Figure 10.5: An example of simulation based power analysis. You can see a live version by clicking here

10.3.3 Multiple comparisons

As discussed previously, when we make multiple comparisons and we adjust the family wise error rate (see the previous chapter) we are decreasing the risk of a Type I error but increasing the risk of a Type II error leading to a lower power.

We make our Type I error boundaries more stringent (broader) i.e. lower threshold \(p\)-values.
We are trading errors at some level, i.e., if the Type II errors increase, the power decreases.

10.4 Summary

Power should be an essential component of planning a statistical investigation. As mentioned above, a common convention is that a study should have power of c. 80% to be viable. Small sample sizes, trying to distinguish very small effect sizes and sloppy measurement with high variance will decrease the power of a test and lead to a low probability of rejecting \(H_0\). If these activities are undertaken to deliberately fail to reject \(H_0\) then this would be scientific misconduct.

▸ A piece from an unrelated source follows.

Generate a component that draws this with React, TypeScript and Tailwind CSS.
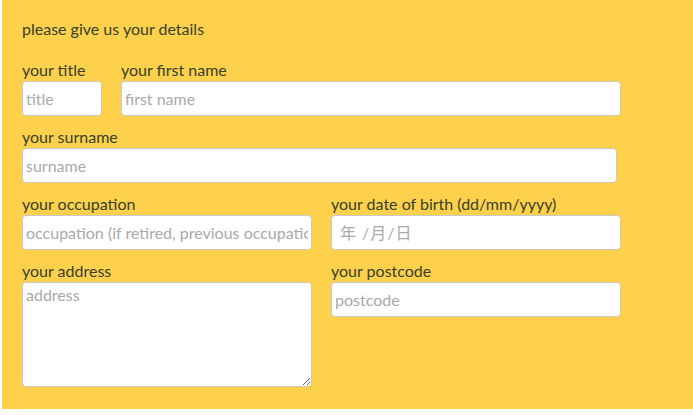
import React from 'react';

const font = { fontFamily: 'Lato, "Noto Sans CJK SC", sans-serif' };

const inputClass =
  'h-[35px] rounded-[4px] border border-[#c9c9c9] bg-white px-[3px] text-[16px] text-[#333] placeholder:text-[#a9a9a9] outline-none';

const Field: React.FC<{ label: string; width: string; children: React.ReactNode }> = ({ label, width, children }) => (
  <div className={`flex flex-col ${width}`}>
    <label className="mb-[2px] h-[18px] text-[16px] leading-[18px] text-[#38402f] whitespace-nowrap">{label}</label>
    {children}
  </div>
);

export default function App() {
  return (
    <div className="h-[415px] w-[693px] bg-white" style={font}>
      <div className="ml-[2px] h-[409px] bg-[#fdd14b] pl-[20px] pt-[19px]">
        <p className="h-[20px] text-[16px] leading-[20px] text-[#38402f]">please give us your details</p>

        <div className="mt-[22px] flex gap-[19px]">
          <Field label="your title" width="w-[80px]">
            <input className={`${inputClass} w-[80px]`} placeholder="title" />
          </Field>
          <Field label="your first name" width="w-[500px]">
            <input className={`${inputClass} w-[500px]`} placeholder="first name" />
          </Field>
        </div>

        <div className="mt-[12px] flex">
          <Field label="your surname" width="w-[595px]">
            <input className={`${inputClass} w-[595px]`} placeholder="surname" />
          </Field>
        </div>

        <div className="mt-[12px] flex gap-[19px]">
          <Field label="your occupation" width="w-[290px]">
            <input className={`${inputClass} w-[290px]`} placeholder="occupation (if retired, previous occupation)" />
          </Field>
          <Field label="your date of birth (dd/mm/yyyy)" width="w-[290px]">
            <input className={`${inputClass} w-[290px] pl-[8px] tracking-[1px]`} placeholder="年 /月/日" />
          </Field>
        </div>

        <div className="mt-[12px] flex gap-[19px]">
          <Field label="your address" width="w-[290px]">
            <textarea className={`${inputClass} h-[105px] w-[290px] resize pt-[2px] leading-[20px]`} placeholder="address" />
          </Field>
          <Field label="your postcode" width="w-[290px]">
            <input className={`${inputClass} w-[290px]`} placeholder="postcode" />
          </Field>
        </div>
      </div>
    </div>
  );
}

There are myths propagated in some scientific disciplines about statistical power, namely that the power of a test can be assessed post-hoc to determine if the found negative results are justified. To be blunt, this is nonsense. Power is numerically related to probability for a given null hypothesis, therefore, any result which fails to reject the null hypothesis will have low power. It is meaningless to calculate power post-hoc as a way of ascertaining the appropriateness of a null result.

10.4.1 Learning Objectives

At the end of this chapter you should:

understand power and its appropriate uses
calculate simple power statistics, and
understand when power should not be used.

10.5 Answers

Q9.1 Power is all about the signal to noise ratio, therefore, we can either:

increase the signal i.e. assume a bigger effect size or
decrease the noise i.e. increase the precision typically by increasing sample size.

References

Larsen, R. J., and M. L. Marx. 2006. Introduction to Mathematical Statistics and Its Applications. Pearson.